The number of first-time female and ethnically diverse TV directors rose in record numbers for the 2016–2017 television season, according to a Directors Guild of America study released on Wednesday.
The percentage of first-time TV directors of color since the 2009–2010 season more than doubled and the percentage of women almost tripled, the DGA found. And the increases in just the last two years are stunning.
Fifty-six (or 25%) of all first-time hires in the 2016–17 season were people of color, a huge bump up from from 24 (15%) in the 2015–16 season. Seventy-three (or 32%) were women—up from 38 (24%) the prior season. The number of women of color rose from six to 18.

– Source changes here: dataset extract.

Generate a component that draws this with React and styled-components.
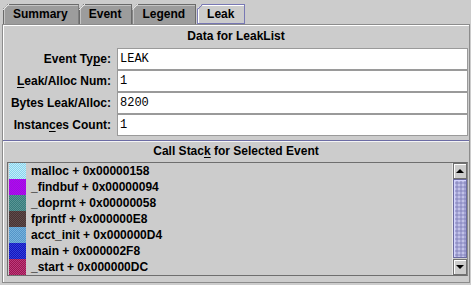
import React from "react";
import styled, { createGlobalStyle, css } from "styled-components";

const Global = createGlobalStyle`
  html, body { margin: 0; padding: 0; background: #cccccc; }
  * { box-sizing: border-box; }
`;

const Page = styled.div`
  width: 471px;
  height: 285px;
  background: #cccccc;
  padding: 0 1px 2px 2px;
  display: flex;
  flex-direction: column;
  font-family: "Liberation Sans", Arial, sans-serif;
  font-weight: bold;
  font-size: 12px;
  color: #000;
  overflow: hidden;
`;

const TabStrip = styled.div`
  height: 24px;
  padding: 4px 0 0 1px;
  display: flex;
  align-items: stretch;
`;

const Tab = styled.div`
  position: relative;
  height: 20px;
  line-height: 19px;
  padding: 0 10px 0 9px;
  margin-right: ${(p) => (p.$gap ? "1px" : "0")};
  background: ${(p) => (p.$active ? "#cccccc" : "#9c9c9c")};
  border: 1px solid ${(p) => (p.$active ? "#7878b4" : "#6a6a6a")};
  border-bottom: ${(p) => (p.$active ? "1px solid #7878b4" : "none")};
  box-shadow: inset 1px 1px 0 ${(p) => (p.$active ? "#ffffff" : "#c4c4c4")};
  clip-path: polygon(5px 0, 100% 0, 100% 100%, 0 100%, 0 5px);
  white-space: nowrap;
  &::before {
    content: "";
    position: absolute;
    left: -1px;
    top: -1px;
    width: 6px;
    height: 6px;
    background: linear-gradient(
      to bottom right,
      transparent calc(50% - 0.8px),
      ${(p) => (p.$active ? "#7878b4" : "#e8e8e8")} 50%,
      transparent calc(50% + 0.8px)
    );
  }
`;

const Panel = styled.div`
  flex: 1;
  border: 1px solid #8c8c8c;
  box-shadow: inset 1px 1px 0 #ffffff;
  display: flex;
  flex-direction: column;
  padding-top: 3px;
`;

const Title = styled.div`
  height: 16px;
  line-height: 16px;
  text-align: center;
  margin-top: ${(p) => p.$mt || 0}px;
`;

const Mn = styled.span`
  text-decoration: underline;
  text-underline-offset: 2px;
  text-decoration-thickness: 1px;
`;

const Form = styled.div`
  margin: 4px 1px 0 0;
  display: grid;
  grid-template-columns: 108px 1fr;
  column-gap: 6px;
`;

const Label = styled.div`
  height: 22px;
  line-height: 22px;
  text-align: right;
  white-space: nowrap;
`;

const Field = styled.div`
  height: 22px;
  background: #ffffff;
  border: 1px solid #9a9a9a;
  font-family: "Liberation Mono", "Courier New", monospace;
  font-weight: normal;
  font-size: 12px;
  line-height: 20px;
  padding-left: 2px;
`;

const Separator = styled.div`
  margin-top: 4px;
  height: 2px;
  border-top: 1px solid #6c6ca4;
  border-bottom: 1px solid #f4f4f4;
`;

const ListBox = styled.div`
  margin: 3px 1px 0 4px;
  height: 114px;
  border: 1px solid #6e6e6e;
  border-right-color: #8a8a8a;
  display: flex;
`;

const Rows = styled.div`
  flex: 1;
  padding-left: 1px;
  display: flex;
  flex-direction: column;
`;

const Row = styled.div`
  height: 16px;
  line-height: 16px;
  display: flex;
  align-items: center;
  gap: 5px;
  white-space: nowrap;
`;

const Swatch = styled.span`
  width: 17px;
  height: 16px;
  flex: none;
  background: repeating-conic-gradient(${(p) => p.$a} 0 25%, ${(p) => p.$b} 0 50%) 0 0 / 2px 2px;
`;

const ScrollBar = styled.div`
  width: 15px;
  display: flex;
  flex-direction: column;
  background: #cccccc;
  border-left: 1px solid #e6e6e6;
`;

const ArrowBtn = styled.div`
  height: 16px;
  flex: none;
  background: #cccccc;
  border: 1px solid #707070;
  box-shadow: inset 1px 1px 0 #ffffff;
  display: flex;
  align-items: center;
  justify-content: center;
  ${(p) => (p.$down ? css`margin-top: 1px;` : "")}
  &::after {
    content: "";
    width: 0;
    height: 0;
    border-left: 4px solid transparent;
    border-right: 4px solid transparent;
    ${(p) =>
      p.$down
        ? css`border-top: 4px solid #000;`
        : css`border-bottom: 4px solid #000;`}
  }
`;

const Thumb = styled.div`
  flex: 1;
  border: 1px solid #6a6aa0;
  background-color: #a4a4d4;
  background-image: radial-gradient(circle at 1px 1px, #e4e4ff 0.6px, transparent 0.8px),
    radial-gradient(circle at 3px 3px, #7e7eb6 0.6px, transparent 0.8px);
  background-size: 4px 4px;
  box-shadow: inset 1px 1px 0 #d4d4ff;
`;

const stack = [
  { name: "malloc + 0x00000158", a: "#86d4ee", b: "#c4ecf8" },
  { name: "_findbuf + 0x00000094", a: "#b400f4", b: "#9a18dc" },
  { name: "_doprnt + 0x00000058", a: "#367c7c", b: "#5a9494" },
  { name: "fprintf + 0x000000E8", a: "#483232", b: "#5e4c4c" },
  { name: "acct_init + 0x000000D4", a: "#5494c8", b: "#76b2dc" },
  { name: "main + 0x000002F8", a: "#1414bc", b: "#3040dc" },
  { name: "_start + 0x000000DC", a: "#9c1450", b: "#bc3c7c" },
];

export default function App() {
  return (
    <>
      <Global />
      <Page>
        <TabStrip>
          <Tab>Summary</Tab>
          <Tab>Event</Tab>
          <Tab $gap>Legend</Tab>
          <Tab $active>Leak</Tab>
        </TabStrip>
        <Panel>
          <Title>Data for LeakList</Title>
          <Form>
            <Label>
              Event Ty<Mn>p</Mn>e:
            </Label>
            <Field>LEAK</Field>
            <Label>
              <Mn>L</Mn>eak/Alloc Num:
            </Label>
            <Field>1</Field>
            <Label>Bytes Leak/Alloc:</Label>
            <Field>8200</Field>
            <Label>
              Instan<Mn>c</Mn>es Count:
            </Label>
            <Field>1</Field>
          </Form>
          <Separator />
          <Title $mt={1}>
            Call Stac<Mn>k</Mn> for Selected Event
          </Title>
          <ListBox>
            <Rows>
              {stack.map((s) => (
                <Row key={s.name}>
                  <Swatch $a={s.a} $b={s.b} />
                  {s.name}
                </Row>
              ))}
            </Rows>
            <ScrollBar>
              <ArrowBtn />
              <Thumb />
              <ArrowBtn $down />
            </ScrollBar>
          </ListBox>
        </Panel>
      </Page>
    </>
  );
}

“Finally, after years of our efforts to educate the industry, hold employers accountable through our contracts, and push them to do better, we’re seeing signs of meaningful improvement,” DGA President Thomas Schlamme said in a statement. He added, “The fact is, it all starts with the pipeline.” That’s true: as the efforts of people like Ava DuVernay show, when women and people of color are given the chance, they can both succeed and bring on more women and people of color in the process.
It’s worth noting, of course, that the numbers the DGA is celebrating are still relatively low. 72% of first time directors are still white and 68% of them are still men. While networks like NBC and CBS have launched programs to get more women and people of color hired as directors, it’s clear there’s still a long way to go.